**Requirements**
Set the listing down again exactly, please, apart from its pictures.

____________________

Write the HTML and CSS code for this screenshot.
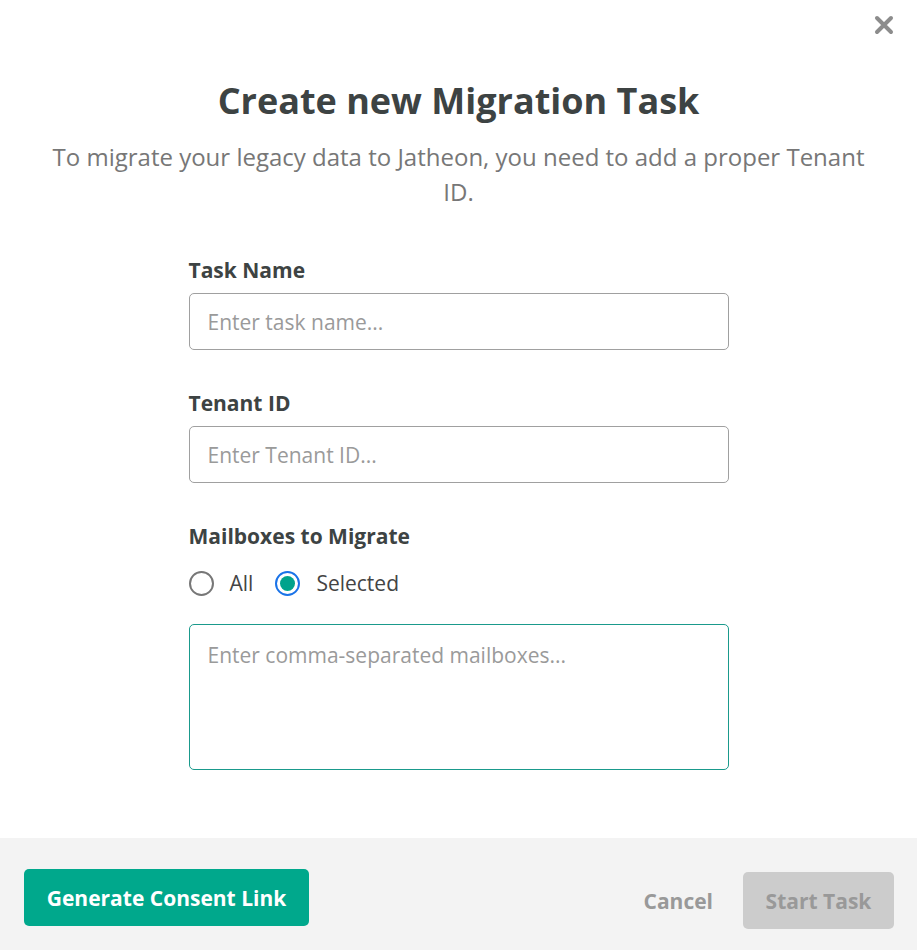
FILE: index.html
```html
<!DOCTYPE html>
<html>
<head>
<meta charset="utf-8">
<link rel="stylesheet" href="styles.css">
</head>
<body>
<div class="modal">
  <div class="body">
    <button class="close" aria-label="Close">
      <svg width="20" height="20" viewBox="0 0 20 20"><path d="M3 3 L17 17 M17 3 L3 17" stroke="#8c8c8c" stroke-width="4" stroke-linecap="round"/></svg>
    </button>
    <h1 class="title">Create new Migration Task</h1>
    <p class="subtitle">To migrate your legacy data to Jatheon, you need to add a proper Tenant ID.</p>
    <form class="form">
      <div class="field">
        <label class="label">Task Name</label>
        <input class="input" type="text" placeholder="Enter task name...">
      </div>
      <div class="field">
        <label class="label">Tenant ID</label>
        <input class="input" type="text" placeholder="Enter Tenant ID...">
      </div>
      <div class="field">
        <label class="label">Mailboxes to Migrate</label>
        <div class="radios">
          <span class="radio"><span class="circle"></span><span class="rtext">All</span></span>
          <span class="radio"><span class="circle on"></span><span class="rtext">Selected</span></span>
        </div>
        <textarea class="textarea" placeholder="Enter comma-separated mailboxes..."></textarea>
      </div>
    </form>
  </div>
  <div class="footer">
    <button class="btn primary" type="button">Generate Consent Link</button>
    <div class="right">
      <button class="btn link" type="button">Cancel</button>
      <button class="btn disabled" type="button">Start Task</button>
    </div>
  </div>
</div>
</body>
</html>
```
FILE: styles.css
```css
* { box-sizing: border-box; }
html, body { margin: 0; padding: 0; background: #fff; }
body { font-family: "Open Sans", "Noto Sans", sans-serif; color: #3d4343; }
.modal { width: 917px; height: 950px; display: flex; flex-direction: column; }
.body { flex: 1; position: relative; padding-top: 77px; }
.close { position: absolute; top: 15px; right: 23px; border: 0; background: none; padding: 0; width: 20px; height: 20px; cursor: pointer; }
.close svg { display: block; }
.title { margin: 0; text-align: center; font-size: 36px; font-weight: 700; line-height: 48px; color: #3d4343; }
.subtitle { margin: 14px 0 0; padding: 0 40px; text-align: center; font-size: 24px; line-height: 35px; color: #777; }
.form { width: 540px; margin: 47px auto 0; display: flex; flex-direction: column; gap: 39px; }
.field { display: flex; flex-direction: column; }
.label { font-size: 21px; font-weight: 700; line-height: 28px; margin-bottom: 9px; color: #3d4343; }
.input { height: 57px; border: 1px solid #a0a0a0; border-radius: 5px; padding: 0 18px; font-family: inherit; font-size: 21px; color: #333; outline: none; }
.input::placeholder, .textarea::placeholder { color: #9a9a9a; }
.radios { display: flex; gap: 22px; align-items: center; height: 36px; margin-top: 6px; }
.radio { display: flex; align-items: center; gap: 16px; font-size: 21px; color: #444; }
.circle { width: 25px; height: 25px; border: 2px solid #777; border-radius: 50%; display: inline-block; position: relative; }
.circle.on { border-color: #1a73e8; }
.circle.on::after { content: ""; position: absolute; left: 3px; top: 3px; width: 15px; height: 15px; border-radius: 50%; background: #00a38c; }
.textarea { margin-top: 23px; height: 146px; border: 1px solid #1a9a8c; border-radius: 5px; padding: 16px 18px; font-family: inherit; font-size: 21px; line-height: 28px; resize: none; outline: none; }
.footer { height: 112px; background: #f3f3f3; display: flex; align-items: flex-start; justify-content: space-between; padding: 31px 23px 0 24px; }
.right { display: flex; align-items: center; gap: 30px; margin-top: 3px; }
.btn { font-family: inherit; font-weight: 700; font-size: 21px; border: 0; border-radius: 5px; height: 57px; cursor: pointer; }
.primary { background: #00a88c; color: #fff; padding: 0 20px; width: 285px; }
.link { background: none; color: #999; padding: 0; }
.disabled { background: #cccccc; color: #999; width: 151px; }
```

____________________

**The solution**
Write the HTML and CSS code for this screenshot.
FILE: index.html
```html
<!DOCTYPE html>
<html>
<head>
<meta charset="utf-8">
<link rel="stylesheet" href="styles.css">
</head>
<body>
<div class="modal">
  <div class="body">
    <button class="close" aria-label="Close">
      <svg width="20" height="20" viewBox="0 0 20 20"><path d="M3 3 L17 17 M17 3 L3 17" stroke="#8c8c8c" stroke-width="4" stroke-linecap="round"/></svg>
    </button>
    <h1 class="title">Create new Migration Task</h1>
    <p class="subtitle">To migrate your legacy data to Jatheon, you need to add a proper Tenant ID.</p>
    <form class="form">
      <div class="field">
        <label class="label">Task Name</label>
        <input class="input" type="text" placeholder="Enter task name...">
      </div>
      <div class="field">
        <label class="label">Tenant ID</label>
        <input class="input" type="text" placeholder="Enter Tenant ID...">
      </div>
      <div class="field">
        <label class="label">Mailboxes to Migrate</label>
        <div class="radios">
          <span class="radio"><span class="circle"></span><span class="rtext">All</span></span>
          <span class="radio"><span class="circle on"></span><span class="rtext">Selected</span></span>
        </div>
        <textarea class="textarea" placeholder="Enter comma-separated mailboxes..."></textarea>
      </div>
    </form>
  </div>
  <div class="footer">
    <button class="btn primary" type="button">Generate Consent Link</button>
    <div class="right">
      <button class="btn link" type="button">Cancel</button>
      <button class="btn disabled" type="button">Start Task</button>
    </div>
  </div>
</div>
</body>
</html>
```
FILE: styles.css
```css
* { box-sizing: border-box; }
html, body { margin: 0; padding: 0; background: #fff; }
body { font-family: "Open Sans", "Noto Sans", sans-serif; color: #3d4343; }
.modal { width: 917px; height: 950px; display: flex; flex-direction: column; }
.body { flex: 1; position: relative; padding-top: 77px; }
.close { position: absolute; top: 15px; right: 23px; border: 0; background: none; padding: 0; width: 20px; height: 20px; cursor: pointer; }
.close svg { display: block; }
.title { margin: 0; text-align: center; font-size: 36px; font-weight: 700; line-height: 48px; color: #3d4343; }
.subtitle { margin: 14px 0 0; padding: 0 40px; text-align: center; font-size: 24px; line-height: 35px; color: #777; }
.form { width: 540px; margin: 47px auto 0; display: flex; flex-direction: column; gap: 39px; }
.field { display: flex; flex-direction: column; }
.label { font-size: 21px; font-weight: 700; line-height: 28px; margin-bottom: 9px; color: #3d4343; }
.input { height: 57px; border: 1px solid #a0a0a0; border-radius: 5px; padding: 0 18px; font-family: inherit; font-size: 21px; color: #333; outline: none; }
.input::placeholder, .textarea::placeholder { color: #9a9a9a; }
.radios { display: flex; gap: 22px; align-items: center; height: 36px; margin-top: 6px; }
.radio { display: flex; align-items: center; gap: 16px; font-size: 21px; color: #444; }
.circle { width: 25px; height: 25px; border: 2px solid #777; border-radius: 50%; display: inline-block; position: relative; }
.circle.on { border-color: #1a73e8; }
.circle.on::after { content: ""; position: absolute; left: 3px; top: 3px; width: 15px; height: 15px; border-radius: 50%; background: #00a38c; }
.textarea { margin-top: 23px; height: 146px; border: 1px solid #1a9a8c; border-radius: 5px; padding: 16px 18px; font-family: inherit; font-size: 21px; line-height: 28px; resize: none; outline: none; }
.footer { height: 112px; background: #f3f3f3; display: flex; align-items: flex-start; justify-content: space-between; padding: 31px 23px 0 24px; }
.right { display: flex; align-items: center; gap: 30px; margin-top: 3px; }
.btn { font-family: inherit; font-weight: 700; font-size: 21px; border: 0; border-radius: 5px; height: 57px; cursor: pointer; }
.primary { background: #00a88c; color: #fff; padding: 0 20px; width: 285px; }
.link { background: none; color: #999; padding: 0; }
.disabled { background: #cccccc; color: #999; width: 151px; }
```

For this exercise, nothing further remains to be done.